Common health conditions associated with ageing

COMMON conditions in older age include hearing loss, cataracts and refractive errors, back and neck pain and osteoarthritis, chronic obstructive pulmonary disease, diabetes, depression, and dementia. Furthermore, as people age they are more likely to experience several conditions at the same time, according to the World Health Organization (WHO).

Older age is also characterised by the emergence of several complex health states that tend to occur only later in life and that do not fall into discrete disease categories. These are commonly called geriatric syndromes. They are often the consequence of multiple underlying factors and include frailty, urinary incontinence, falls, delirium, and pressure ulcers.

Geriatric syndromes appear to be better predictors of death than the presence or number of specific diseases. Yet outside of countries that have developed geriatric medicine as a speciality, they are often overlooked in traditionally structured health services and in epidemiological research.

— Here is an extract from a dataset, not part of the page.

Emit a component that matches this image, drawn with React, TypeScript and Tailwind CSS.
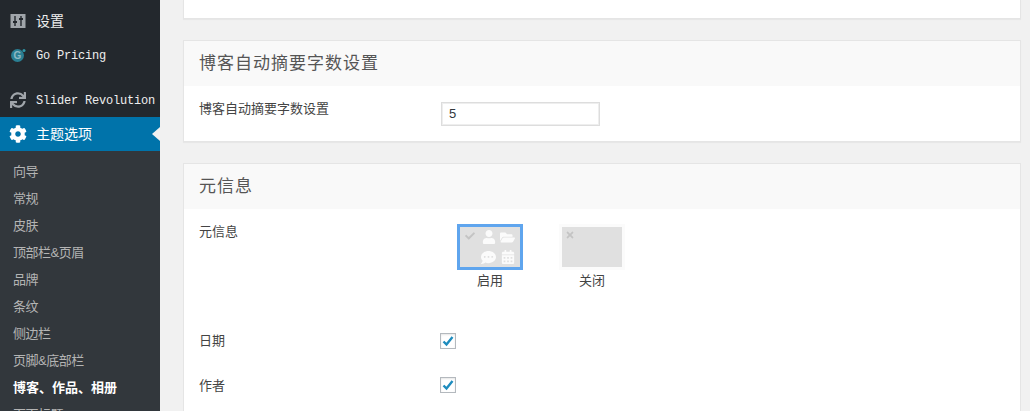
import React from "react";
import { FaCog, FaSync, FaCheck, FaUser, FaFolderOpen, FaCommentDots, FaCalendarAlt, FaTimes } from "react-icons/fa";

const cjk = "font-['Liberation_Sans','Noto_Sans_CJK_SC',sans-serif]";
const subs = ["向导", "常规", "皮肤", "顶部栏&页眉", "品牌", "条纹", "侧边栏", "页脚&底部栏", "博客、作品、相册", "页面标题"];

function SettingsIcon() {
  return (
    <svg width="16" height="16" viewBox="0 0 16 16" className="shrink-0">
      <rect x="0.5" y="1" width="15" height="14" fill="#a0a5aa" />
      <path d="M5 3v10M11 3v10" stroke="#23282d" strokeWidth="1.4" />
      <path d="M3 9h4M9 6h4" stroke="#23282d" strokeWidth="2" />
    </svg>
  );
}

function GoIcon() {
  return (
    <svg width="16" height="16" viewBox="0 0 16 16" className="shrink-0">
      <circle cx="7.5" cy="8.5" r="6.5" fill="#2a7f93" />
      <circle cx="14" cy="3.5" r="1.5" fill="#2f97a8" />
      <text x="7.5" y="12" textAnchor="middle" fontSize="10" fontWeight="700" fill="#8fb9c4" fontFamily="Liberation Sans">G</text>
    </svg>
  );
}

function TopItem({ icon, label, mono }: { icon: React.ReactNode; label: string; mono?: boolean }) {
  return (
    <div className="flex h-[34px] shrink-0 items-center">
      <div className="flex w-[36px] shrink-0 justify-center">{icon}</div>
      {mono ? (
        <span className="whitespace-nowrap pt-[2px] font-['Liberation_Mono',monospace] text-[12px] tracking-[-0.2px] text-[#eeeeee]">{label}</span>
      ) : (
        <span className={`${cjk} text-[14px] text-[#eeeeee]`}>{label}</span>
      )}
    </div>
  );
}

function Sidebar() {
  return (
    <aside className="flex h-[411px] w-[160px] shrink-0 flex-col overflow-hidden bg-[#23282d] pt-[4px]">
      <TopItem icon={<SettingsIcon />} label="设置" />
      <TopItem icon={<GoIcon />} label="Go Pricing" mono />
      <div className="mt-[11px] shrink-0">
        <TopItem icon={<FaSync size={16} color="#a0a5aa" />} label="Slider Revolution" mono />
      </div>
      <div className="relative flex h-[34px] shrink-0 items-center bg-[#0073aa]">
        <div className="flex w-[36px] shrink-0 justify-center">
          <FaCog size={18} color="#ffffff" />
        </div>
        <span className={`${cjk} text-[14px] text-white`}>主题选项</span>
        <div className="absolute right-0 top-[10px] h-0 w-0 border-y-[7px] border-r-[8px] border-y-transparent border-r-[#f1f1f1]" />
      </div>
      <div className="shrink-0 bg-[#32373c] pb-[20px] pt-[7px]">
        {subs.map((s, i) => (
          <div
            key={s}
            className={`flex h-[27px] items-center whitespace-nowrap pl-[13px] ${cjk} text-[13px] ${i === 8 ? "font-bold text-white" : "tracking-[-0.5px] text-[#b4b4b4]"}`}
          >
            {s}
          </div>
        ))}
      </div>
    </aside>
  );
}

function CardHeader({ title }: { title: string }) {
  return (
    <div className={`flex h-[45px] items-center bg-[#f9f9f9] pl-[15px] ${cjk} text-[17px] tracking-[1px] text-[#555555]`}>{title}</div>
  );
}

function Check() {
  return (
    <div className="flex h-[16px] w-[16px] items-center justify-center border border-[#b4b9be] bg-white shadow-[inset_0_1px_2px_rgba(0,0,0,0.1)]">
      <svg width="12" height="12" viewBox="0 0 12 12">
        <path d="M1.5 6.5L4.5 9.5L10.5 2" fill="none" stroke="#1e8cbe" strokeWidth="2.4" />
      </svg>
    </div>
  );
}

function CheckRow({ label, className }: { label: string; className: string }) {
  return (
    <div className={`flex items-center ${className}`}>
      <div className={`w-[256px] pl-[15px] ${cjk} text-[13px] text-[#444444]`}>{label}</div>
      <Check />
    </div>
  );
}

export default function App() {
  return (
    <div className="flex h-[411px] w-[1030px] overflow-hidden bg-[#f1f1f1]">
      <Sidebar />
      <main className="h-[411px] flex-1 overflow-hidden pl-[23px] pr-[9px]">
        <div className="h-[19px] border-x border-b border-[#e5e5e5] bg-white shadow-[0_1px_1px_rgba(0,0,0,0.04)]" />

        <section className="mt-[21px] h-[102px] border border-[#e5e5e5] bg-white shadow-[0_1px_1px_rgba(0,0,0,0.04)]">
          <CardHeader title="博客自动摘要字数设置" />
          <div className="flex items-start pt-[16px]">
            <div className={`w-[257px] pl-[15px] ${cjk} text-[13px] leading-[14px] text-[#444444]`}>博客自动摘要字数设置</div>
            <div className="flex h-[24px] w-[159px] items-center border border-[#dddddd] bg-white pl-[7px] font-['Liberation_Sans',sans-serif] text-[13px] text-[#32373c] shadow-[inset_0_0_0_1px_#eeeeee]">
              5
            </div>
          </div>
        </section>

        <section className="mt-[21px] border border-[#e5e5e5] bg-white">
          <CardHeader title="元信息" />
          <div className="flex items-start pt-[15px]">
            <div className={`w-[273px] pl-[15px] pt-[1px] ${cjk} text-[13px] leading-[14px] text-[#444444]`}>元信息</div>
            <div className="flex gap-[36px]">
              <div className="flex w-[66px] flex-col items-center">
                <div className="grid h-[46px] w-[66px] grid-cols-3 grid-rows-2 items-center justify-items-center border-[3px] border-[#5fa5ee] bg-[#e0e0e0] pr-[3px]">
                  <FaCheck size={10} color="#c4c4c4" className="-mt-[2px]" />
                  <FaUser size={14} color="#fbfbfb" />
                  <FaFolderOpen size={15} color="#fbfbfb" />
                  <span />
                  <FaCommentDots size={15} color="#fbfbfb" />
                  <FaCalendarAlt size={14} color="#fbfbfb" />
                </div>
                <div className={`mt-[3px] ${cjk} text-[13px] leading-[16px] text-[#444444]`}>启用</div>
              </div>
              <div className="flex w-[66px] flex-col items-center">
                <div className="flex h-[46px] w-[66px] items-start border-[3px] border-[#fbfbfb] bg-[#e0e0e0] pl-[3px] pt-[3px]">
                  <FaTimes size={10} color="#c4c4c4" />
                </div>
                <div className={`mt-[3px] ${cjk} text-[13px] leading-[16px] text-[#444444]`}>关闭</div>
              </div>
            </div>
          </div>
          <CheckRow label="日期" className="mt-[42px]" />
          <CheckRow label="作者" className="mt-[25px]" />
          <div className="h-[40px]" />
        </section>
      </main>
    </div>
  );
}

Factors influencing healthy ageing

Although some of the variations in older people's health are genetic, much is due to people's physical and social environments — including their homes, neighbourhoods, and communities, as well as their personal characteristics — such as their sex, ethnicity, or socio-economic status.

These factors start to influence the ageing process at an early stage. The environments that people live in as children — or even as developing foetuses — combined with their personal characteristics, have long-term effects on how they age.

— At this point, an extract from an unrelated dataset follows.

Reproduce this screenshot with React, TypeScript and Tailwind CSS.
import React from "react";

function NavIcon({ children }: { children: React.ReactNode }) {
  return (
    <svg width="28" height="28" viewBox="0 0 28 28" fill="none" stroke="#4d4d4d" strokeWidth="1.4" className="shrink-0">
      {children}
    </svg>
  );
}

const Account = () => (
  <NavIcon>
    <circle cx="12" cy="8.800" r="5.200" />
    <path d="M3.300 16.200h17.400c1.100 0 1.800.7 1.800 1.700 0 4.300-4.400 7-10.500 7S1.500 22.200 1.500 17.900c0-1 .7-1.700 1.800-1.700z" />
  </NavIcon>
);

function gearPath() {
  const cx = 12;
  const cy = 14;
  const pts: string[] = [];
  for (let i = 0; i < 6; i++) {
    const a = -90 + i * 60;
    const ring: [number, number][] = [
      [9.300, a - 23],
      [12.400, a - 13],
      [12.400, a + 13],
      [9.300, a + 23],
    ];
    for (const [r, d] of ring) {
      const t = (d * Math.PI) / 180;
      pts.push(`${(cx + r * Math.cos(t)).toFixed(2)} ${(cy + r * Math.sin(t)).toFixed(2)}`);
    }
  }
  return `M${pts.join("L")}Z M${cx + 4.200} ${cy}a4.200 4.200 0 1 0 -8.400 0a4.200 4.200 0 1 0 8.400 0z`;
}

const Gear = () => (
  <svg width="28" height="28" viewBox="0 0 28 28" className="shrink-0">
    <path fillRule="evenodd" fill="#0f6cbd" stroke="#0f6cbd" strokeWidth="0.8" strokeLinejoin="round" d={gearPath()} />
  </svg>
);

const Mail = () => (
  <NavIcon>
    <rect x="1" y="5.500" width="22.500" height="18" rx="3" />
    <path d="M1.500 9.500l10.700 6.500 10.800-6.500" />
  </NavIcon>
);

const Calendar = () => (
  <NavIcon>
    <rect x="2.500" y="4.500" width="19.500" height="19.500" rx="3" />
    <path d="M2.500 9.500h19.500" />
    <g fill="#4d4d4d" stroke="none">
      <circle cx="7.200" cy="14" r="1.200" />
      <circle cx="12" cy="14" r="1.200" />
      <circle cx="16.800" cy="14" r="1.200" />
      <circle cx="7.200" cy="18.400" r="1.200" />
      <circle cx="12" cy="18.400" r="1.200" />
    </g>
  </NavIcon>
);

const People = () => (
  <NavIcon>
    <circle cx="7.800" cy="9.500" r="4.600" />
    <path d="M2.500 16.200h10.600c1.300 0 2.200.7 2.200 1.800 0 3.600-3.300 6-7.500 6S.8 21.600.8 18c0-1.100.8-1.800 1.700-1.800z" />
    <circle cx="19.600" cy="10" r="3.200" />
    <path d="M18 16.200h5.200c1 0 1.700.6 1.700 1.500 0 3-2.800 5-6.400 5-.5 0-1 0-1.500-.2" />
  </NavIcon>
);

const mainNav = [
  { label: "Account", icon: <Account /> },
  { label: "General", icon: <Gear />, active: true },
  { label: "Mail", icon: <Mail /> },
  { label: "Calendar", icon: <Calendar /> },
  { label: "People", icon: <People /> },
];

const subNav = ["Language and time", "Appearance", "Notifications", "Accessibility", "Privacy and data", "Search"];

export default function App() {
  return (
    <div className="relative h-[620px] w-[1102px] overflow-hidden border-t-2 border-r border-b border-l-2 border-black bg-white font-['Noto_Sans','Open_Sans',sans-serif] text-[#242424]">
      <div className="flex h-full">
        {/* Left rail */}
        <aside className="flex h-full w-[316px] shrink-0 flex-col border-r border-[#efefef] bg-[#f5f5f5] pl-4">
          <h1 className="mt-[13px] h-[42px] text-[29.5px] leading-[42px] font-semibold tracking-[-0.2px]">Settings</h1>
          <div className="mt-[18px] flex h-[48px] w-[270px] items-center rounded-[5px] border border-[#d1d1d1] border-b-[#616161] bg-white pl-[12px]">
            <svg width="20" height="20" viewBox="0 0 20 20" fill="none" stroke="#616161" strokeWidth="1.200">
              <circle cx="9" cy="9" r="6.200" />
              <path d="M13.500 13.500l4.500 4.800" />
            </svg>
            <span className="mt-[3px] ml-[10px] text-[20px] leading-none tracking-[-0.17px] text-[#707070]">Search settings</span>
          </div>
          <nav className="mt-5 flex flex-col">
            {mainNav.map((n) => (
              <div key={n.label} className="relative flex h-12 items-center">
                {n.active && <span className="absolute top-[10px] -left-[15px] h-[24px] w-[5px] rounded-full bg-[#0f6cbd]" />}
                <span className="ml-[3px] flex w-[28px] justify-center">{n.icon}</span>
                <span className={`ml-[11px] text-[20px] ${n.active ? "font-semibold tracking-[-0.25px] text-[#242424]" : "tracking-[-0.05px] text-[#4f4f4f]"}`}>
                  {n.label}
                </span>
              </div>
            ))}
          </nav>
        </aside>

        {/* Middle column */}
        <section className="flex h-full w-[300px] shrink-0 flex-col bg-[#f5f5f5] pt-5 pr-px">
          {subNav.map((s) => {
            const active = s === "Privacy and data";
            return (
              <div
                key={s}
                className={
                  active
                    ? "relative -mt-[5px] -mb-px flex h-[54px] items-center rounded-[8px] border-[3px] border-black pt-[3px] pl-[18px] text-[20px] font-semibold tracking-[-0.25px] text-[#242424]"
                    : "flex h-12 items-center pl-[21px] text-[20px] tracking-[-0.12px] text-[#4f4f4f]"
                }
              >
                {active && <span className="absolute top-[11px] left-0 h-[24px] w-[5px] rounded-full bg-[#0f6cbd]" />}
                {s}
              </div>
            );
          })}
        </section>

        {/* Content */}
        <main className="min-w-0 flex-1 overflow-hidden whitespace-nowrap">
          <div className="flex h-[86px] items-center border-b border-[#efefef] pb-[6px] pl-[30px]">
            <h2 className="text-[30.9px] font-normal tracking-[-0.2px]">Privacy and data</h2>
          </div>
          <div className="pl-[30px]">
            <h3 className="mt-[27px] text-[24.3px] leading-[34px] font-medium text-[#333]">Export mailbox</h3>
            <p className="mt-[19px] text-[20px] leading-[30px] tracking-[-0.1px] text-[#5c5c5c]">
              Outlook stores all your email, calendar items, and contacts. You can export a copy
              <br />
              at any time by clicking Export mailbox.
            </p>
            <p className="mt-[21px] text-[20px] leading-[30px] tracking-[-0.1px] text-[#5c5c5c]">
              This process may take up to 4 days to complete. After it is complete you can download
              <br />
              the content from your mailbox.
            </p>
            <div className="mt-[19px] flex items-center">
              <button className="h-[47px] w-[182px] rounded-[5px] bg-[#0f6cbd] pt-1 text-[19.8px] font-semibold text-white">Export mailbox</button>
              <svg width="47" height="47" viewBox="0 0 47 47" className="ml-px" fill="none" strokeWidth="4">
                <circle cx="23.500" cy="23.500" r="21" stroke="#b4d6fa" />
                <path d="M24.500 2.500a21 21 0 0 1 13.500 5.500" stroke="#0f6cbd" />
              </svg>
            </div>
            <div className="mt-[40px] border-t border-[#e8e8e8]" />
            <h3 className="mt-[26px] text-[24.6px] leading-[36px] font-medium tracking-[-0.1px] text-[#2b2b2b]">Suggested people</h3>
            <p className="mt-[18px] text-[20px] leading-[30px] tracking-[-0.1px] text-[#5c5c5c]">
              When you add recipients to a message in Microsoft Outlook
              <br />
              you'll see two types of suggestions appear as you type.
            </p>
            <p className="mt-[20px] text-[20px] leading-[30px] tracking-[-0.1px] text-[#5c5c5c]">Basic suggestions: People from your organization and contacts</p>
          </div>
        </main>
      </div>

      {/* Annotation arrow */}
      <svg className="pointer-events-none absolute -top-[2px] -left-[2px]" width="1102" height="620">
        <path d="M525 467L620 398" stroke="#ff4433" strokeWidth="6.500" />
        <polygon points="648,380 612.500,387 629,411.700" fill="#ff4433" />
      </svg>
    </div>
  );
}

Environments also have an important influence on the development and maintenance of healthy behaviours. Maintaining healthy behaviours throughout life, particularly eating a balanced diet, engaging in regular physical activity, and refraining from tobacco use all contribute to reducing the risk of non-communicable diseases and improving physical and mental capacity.

Behaviours also remain important in older age. Strength training to maintain muscle mass and good nutrition can both help to preserve cognitive function, delay care dependency, and reverse frailty.

Supportive environments enable people to do what is important to them, despite losses in capacity. The availability of safe and accessible public buildings and transport, as well as conditions that are easy to walk around are examples of supportive environments.